Obama made the comment in response to a question about an increase in the top level of the income tax. Progressive income tax is one way in which "spreading the wealth" might be achieved, and lots of people who aren't Marxists also buy it, e.g., Warren Buffett. In terms of the general comment, it's an economic truism, that even free market advocates believe. Their argument for trickle down is an argument about what they believe is a (the best?) way to "spread the wealth around", but nobody denies that spreading the wealth around isn't a laudable objective for a society to have. Gracious of you to acknowledge that Obama is not a Marxist, but since McCain has made a very similar comment about taxes when he was arguing against the tax cuts earlier, the more interesting question is how one could ever make the inference in the first place.

Erik said...

My point is that progressive taxation seeks to grow the tax base of an economy, for whatever purposes it might be needed. In America, for instance, much of the tax revenue from rich folk goes to the defense budget. (This just means, most of the taxes in America are paid by the wealthy, and those taxes go to budgets in the federal government, of which the defense one is of course big).

Wealth redistribution, OTOH, is commited to targeting income tax paid by one class (the upper) to be distributed to another (the lower). This a kind of Robin Hood notion, only without a renegade lone visionary, but a very large bureaucracy.

I'm not against progressive taxation, and I'm certainly not against using tax payer money to help people in need. The difference in ideology is that I think it's only licensed as far as opportunities are created, where, before, there weren't any. I'd never demean a subset of the population by suggestiong that they're entitled, directly, to rich people's money. That's crude. And I think the lesson of Marxism is: not effective either.

mijopo said...

Taxation in general has the effect of spreading the wealth around and progressive taxation even more so unless it somehow managed to make rich people wealthier. As perverse as the defense budget in the US is, it still doesn't manage to do that.

But as I said in my earlier comment, the claim that spreading the wealth around is useful or good for us, is just an economic truism, embraced by all sides of the political spectrum. So, so far it's fair to say that Barack Obama believes in progressive taxation, which fails to distinguish him from any mainstream Republicans (including John McCain) and that he accepts an economic truism. Still not seeing how we jump to "socialist threat" here unless you're willing to call progressive taxation socialism.

Erik said...

Maybe it's just a perception thing, but "spreading the wealth" evokes images (for me, apparently also for others) of taking from one, giving to another. It's the notion of income redistribution, which admittedly is a subset of spreading the wealth, that gets people thinking "Socialist!". The history of course of this is the famous Marx phrase about from each, to each.

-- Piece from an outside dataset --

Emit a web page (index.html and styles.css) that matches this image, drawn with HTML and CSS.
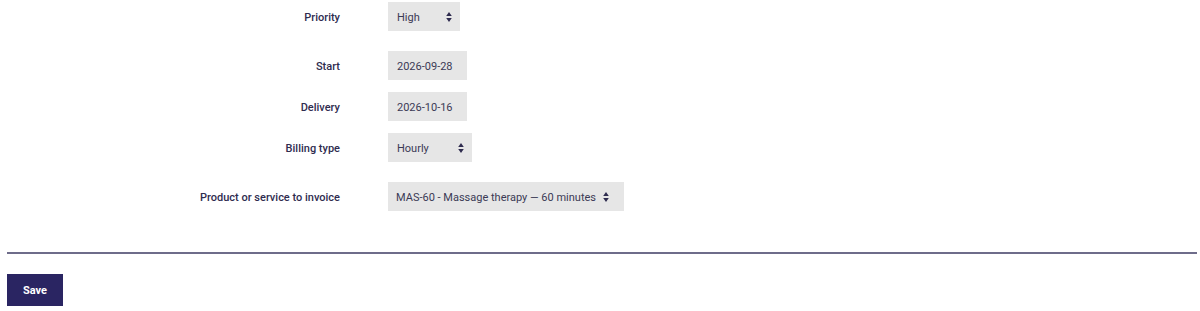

I don't know many Americans that are into that kind of spreading. To be absolutely clear: the slippage is between taking money from rich folks to fund the legitimate functions of government (building roads, fixing bridges, providing for a defense), and taking money from rich folks to directly increase the income of poor folks (say, by sending X a check in the mail, if X makes less than Y).

As far as the broader notion of "spreading the wealth"--taking a tax base generated mostly by the upper class--and using it for legitimate government purposes, who can argue with that? That's what we do.

As a final thought, you might think that "legitimate function of government" with regard to the tax base is, in fact, to give checks to members of the lower class, so that they can have specifically more income (as opposed to, say, better schools). I think this is socialism, and "socialism" in this specific sense to me is a pejorative term.